Gilbert suggests that IT departments should take a proactive approach and talk to staff about what’s important from a business perspective, reducing the risk that IT will be bypassed.
“We want to be in the mix there, providing IT domain-specific advice, support, assistance, and particularly plugging in at a micro level, asking what you’re trying to achieve here and let’s talk about how we can help,” says Gilbert.
“If you’re being disintermediated, the response is not to lock it down. It’s probably much more about a relationship or a strategic block if anything else, that’s what you should be addressing — are you providing the right support?”
Gilbert also cautions those considering internal app stores that licensing is “incredibly complex”; an app store can involve a large portfolio of software, all under different licensing agreements, some of which couldn't be allowed or would prove extremely expensive.
“For us, there was an element of having to re-craft some of the vendor’s contractual arrangements and working with them on the greenfields virtualization contracts, so that was a key challenge,” says Gilbert. “There’s no easy way to address it, but just don’t assume it’s not a challenge and make sure you build time into your schedule.”

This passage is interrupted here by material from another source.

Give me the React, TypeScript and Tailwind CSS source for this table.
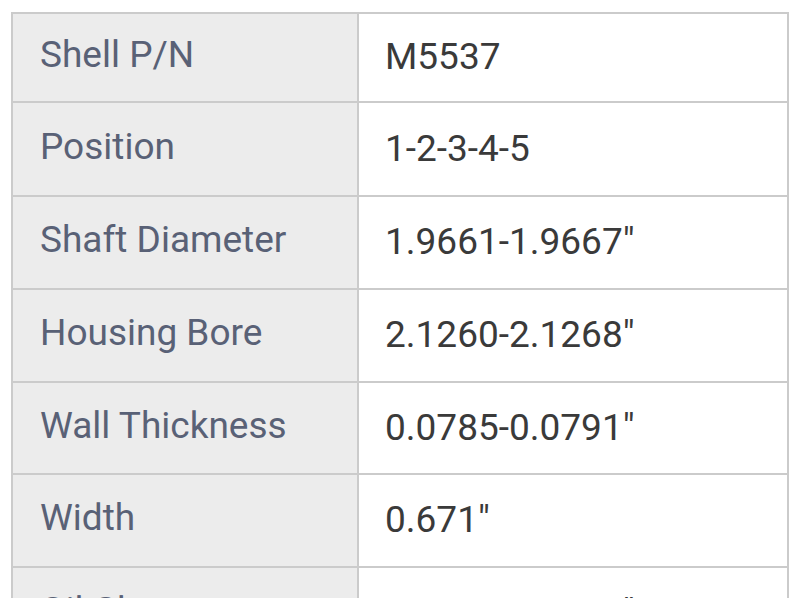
const rows: { label: string; value: string; h: string }[] = [
    { label: 'Shell P/N', value: 'M5537', h: 'h-[87px]' },
    { label: 'Position', value: '1-2-3-4-5', h: 'h-[94px]' },
    { label: 'Shaft Diameter', value: '1.9661-1.9667"', h: 'h-[93px]' },
    { label: 'Housing Bore', value: '2.1260-2.1268"', h: 'h-[93px]' },
    { label: 'Wall Thickness', value: '0.0785-0.0791"', h: 'h-[92px]' },
    { label: 'Width', value: '0.671"', h: 'h-[93px]' },
    { label: 'Oil Clearance', value: '0.0020-0.0047"', h: 'h-[93px]' }
]

export default function App() {
    return (
        <div className="w-[800px] h-[598px] overflow-hidden bg-white font-['Roboto',sans-serif]">
            <div className="ml-[11px] mt-[12px] w-[778px] border-2 border-[#cbcbcb]">
                {rows.map((row, i) => (
                    <div
                        key={row.label}
                        className={`flex ${row.h} ${i > 0 ? 'border-t-2 border-[#cbcbcb]' : ''}`}
                    >
                        <div className="w-[346px] shrink-0 bg-[#ececec] border-r-2 border-[#cbcbcb] pl-[27px] flex items-center pb-[6px] text-[37px] leading-none text-[#596176]">
                            {row.label}
                        </div>
                        <div className="flex-1 bg-white pl-[26px] flex items-center pb-[2px] text-[37px] leading-none text-[#3a3a3a]">
                            {row.value}
                        </div>
                    </div>
                ))}
            </div>
        </div>
    )
}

Gedda says when it comes to developing a BYOA strategy, organisations need to start with education and discovery to ensure they don't get left behind. Talking to staff to find out what apps they use, and why, can help with understanding what IT can offer, what risks need to be managed, and what benefits IT can glean for the business.
“People obviously are using Dropbox for a reason — and if you’ve got something equivalent and they’re not using it, and there’s a reason why. Maybe it’s not user friendly or accessible,” says Gedda.
Lastly, Gedda reiterates the risk of killing productivity by simply banning apps, but cautions that “you want to be sure that the benefits outweigh the risks". "Don’t just hope," the analyst says.